Manage projects from the CLI

Create, link, and repair project links from the Tessl CLI.

Use the tessl project commands to create, link, or repair the Tessl project for a repository.

If you're blocked when starting a codebase eval, this is usually the page you need.

Creating a Tessl project does not create a new Git repository. It creates the Tessl project for the repository you are already working in.

When you are asked to create a project

Tessl asks for a project when it needs to identify the repository behind the current directory.

This happens most often when you run a codebase eval from a repository that is not linked yet.

Which command should I use?

Command
Use it when
What it does

tessl project create

This directory is not linked yet

Creates a new project

tessl project link

The project already exists

Links this directory to that existing project

tessl project repair

The local link is missing or wrong

Inspects and fixes the link

tessl project create

Creates a new Tessl project for the current repository checkout.

Use this when the current repository is not linked yet and you want to create a new project in Tessl.

This command always creates a new project.

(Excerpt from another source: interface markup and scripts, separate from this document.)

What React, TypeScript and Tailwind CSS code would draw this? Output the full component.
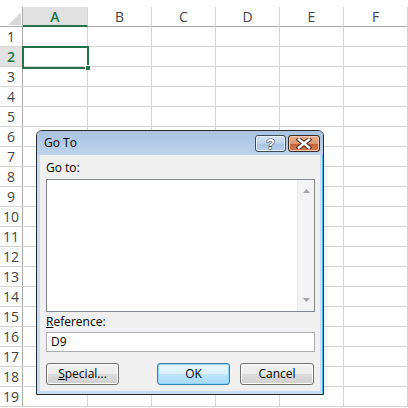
import React from "react";

const cols = ["A", "B", "C", "D", "E", "F"];
const rows = Array.from({ length: 19 }, (_, i) => i + 1);

function Btn({ children, primary, className = "" }: { children: React.ReactNode; primary?: boolean; className?: string }) {
  return (
    <div
      className={
        "h-[22px] rounded-[3px] border flex items-center justify-center text-[12px] text-[#000] " +
        (primary
          ? "border-[#3c7fb1] shadow-[inset_0_0_0_1px_#8fd3f5] bg-[linear-gradient(#eaf6fd_0%,#d9f0fc_50%,#bee6fd_50%,#a7d9f5_100%)] "
          : "border-[#707070] shadow-[inset_0_0_0_1px_#fcfcfc] bg-[linear-gradient(#f2f2f2_0%,#ebebeb_50%,#dddddd_50%,#cfcfcf_100%)] ") +
        className
      }
    >
      {children}
    </div>
  );
}

export default function App() {
  return (
    <div className="relative w-[408px] h-[408px] overflow-hidden bg-white font-['Open_Sans','Noto_Sans',sans-serif]">
      {/* Header row */}
      <div className="flex h-[27px] pt-[7px]">
        <div className="relative w-[23px] h-[20px] border-r border-[#ababab] border-b border-b-[#ababab]">
          <svg className="absolute left-[8px] top-[5px]" width="13" height="13" viewBox="0 0 13 13">
            <polygon points="13,0 13,13 0,13" fill="#dadada" />
          </svg>
        </div>
        {cols.map((c) => (
          <div
            key={c}
            className={
              "h-[20px] flex items-center justify-center text-[14px] border-r border-[#d4d4d4] " +
              (c === "A"
                ? "w-[65px] bg-[#e1e1e1] text-[#217346] font-semibold border-b-2 border-b-[#217346]"
                : "w-[64px] text-[#444] border-b border-b-[#ababab]")
            }
          >
            {c}
          </div>
        ))}
      </div>
      {/* Rows */}
      {rows.map((r) => (
        <div key={r} className="flex h-[20px]">
          <div
            className={
              "w-[23px] h-[20px] flex items-center justify-center text-[14px] border-r border-[#ababab] border-b border-b-[#d4d4d4] " +
              (r === 2 ? "bg-[#e1e1e1] text-[#217346] font-semibold" : "text-[#444]")
            }
          >
            {r}
          </div>
          {cols.map((c) => (
            <div
              key={c}
              className={"h-[20px] border-r border-b border-[#d4d4d4] " + (c === "A" ? "w-[65px]" : "w-[64px]")}
            />
          ))}
        </div>
      ))}

      {/* Selection */}
      <div className="absolute left-[22px] top-[46px] w-[67px] h-[23px] border-2 border-[#217346]" />
      <div className="absolute left-[85px] top-[65px] w-[6px] h-[6px] bg-[#217346] border border-white" />

      {/* Dialog */}
      <div className="absolute left-[36px] top-[130px] w-[288px] h-[265px] rounded-t-[6px] border border-[#2b2b2b] bg-[#c9dbee] flex flex-col shadow-[inset_-1px_0_0_#4cc3f0]">
        {/* Title bar */}
        <div className="h-[24px] flex items-center rounded-t-[5px] bg-[linear-gradient(#a8c3e1,#bdd3eb)] pl-[7px] pr-[3px]">
          <span className="text-[12px] text-[#000]">Go To</span>
          <div className="ml-auto flex gap-[2px] items-center mt-[1px]">
            <div className="w-[31px] h-[17px] rounded-[3px] border border-[#3c4a5c] bg-[linear-gradient(#d6e4f3_0%,#bcd2ec_50%,#a9c2e2_50%,#b8cfea_100%)] flex items-center justify-center shadow-[inset_0_0_0_1px_#e8f0fa]">
              <span className="text-[15px] font-bold text-white leading-none [-webkit-text-stroke:1px_#3a3a3a] [paint-order:stroke_fill] font-['Liberation_Sans',sans-serif]">?</span>
            </div>
            <div className="w-[32px] h-[17px] rounded-[3px] border border-[#3c2a24] bg-[linear-gradient(#e9b497_0%,#dd9570_50%,#c8603a_50%,#d27a52_100%)] flex items-center justify-center shadow-[inset_0_0_0_1px_#f1c7b0]">
              <svg width="16" height="11" viewBox="0 0 16 11">
                <path d="M3 1.5 L13 9.5 M13 1.5 L3 9.5" stroke="#3a2b26" strokeWidth="4.5" strokeLinecap="square" />
                <path d="M3 1.5 L13 9.5 M13 1.5 L3 9.5" stroke="#ffffff" strokeWidth="2.5" strokeLinecap="square" />
              </svg>
            </div>
          </div>
        </div>
        {/* Client */}
        <div className="flex-1 mx-[3px] mb-[3px] bg-[#f0f0f0] flex flex-col pl-[6px] pr-[5px] text-[12px] text-[#000]">
          <div className="h-[23px] flex items-center mt-[1px]">Go to:</div>
          <div className="h-[133px] border border-[#828790] bg-white flex justify-end">
            <div className="w-[17px] h-full bg-[#f3f3f3] border-l border-[#ececec] flex flex-col items-center justify-between py-[9px]">
              <svg width="7" height="4" viewBox="0 0 7 4"><polygon points="3.5,0 7,4 0,4" fill="#a3a3a3" /></svg>
              <svg width="7" height="4" viewBox="0 0 7 4"><polygon points="0,0 7,0 3.5,4" fill="#a3a3a3" /></svg>
            </div>
          </div>
          <div className="h-[20px] flex items-end pb-[1px]">
            <span><span className="underline">R</span>eference:</span>
          </div>
          <div className="h-[20px] border border-[#abadb3] bg-white flex items-center pl-[4px]">D9</div>
          <div className="flex mt-[11px]">
            <Btn className="w-[73px]">
              <span><span className="underline">S</span>pecial...</span>
            </Btn>
            <Btn primary className="w-[73px] ml-[38px]">OK</Btn>
            <Btn className="w-[74px] ml-[10px]">Cancel</Btn>
          </div>
        </div>
      </div>
    </div>
  );
}
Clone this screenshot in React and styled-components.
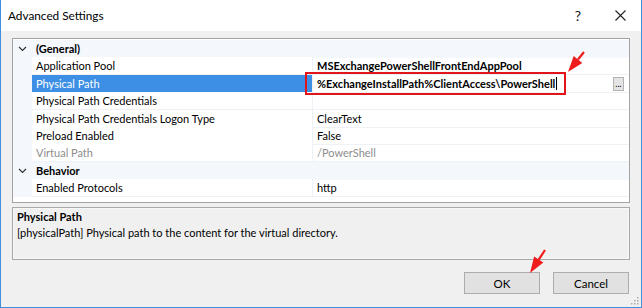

It does not link to an existing one.

If the repository should use a project that already exists, use tessl project link instead.

Links the current repository to an existing Tessl project.

Use this when the project already exists in Tessl and you want the repository to use it.

This command only links to an existing project. It does not create a new one.

If you want to create a brand new project for this repository, use tessl project create instead.

tessl project repair

Inspects or repairs the Tessl project link for the current repository.

Use this when the repository should already be linked to a project, but the link is missing, broken, outdated, or no longer matches the expected repository.

Use --relink to connect the repository to a different existing project, --update-source to keep the linked project but approve this repository as its source, and --update-name to rename the linked project to match tessl.json.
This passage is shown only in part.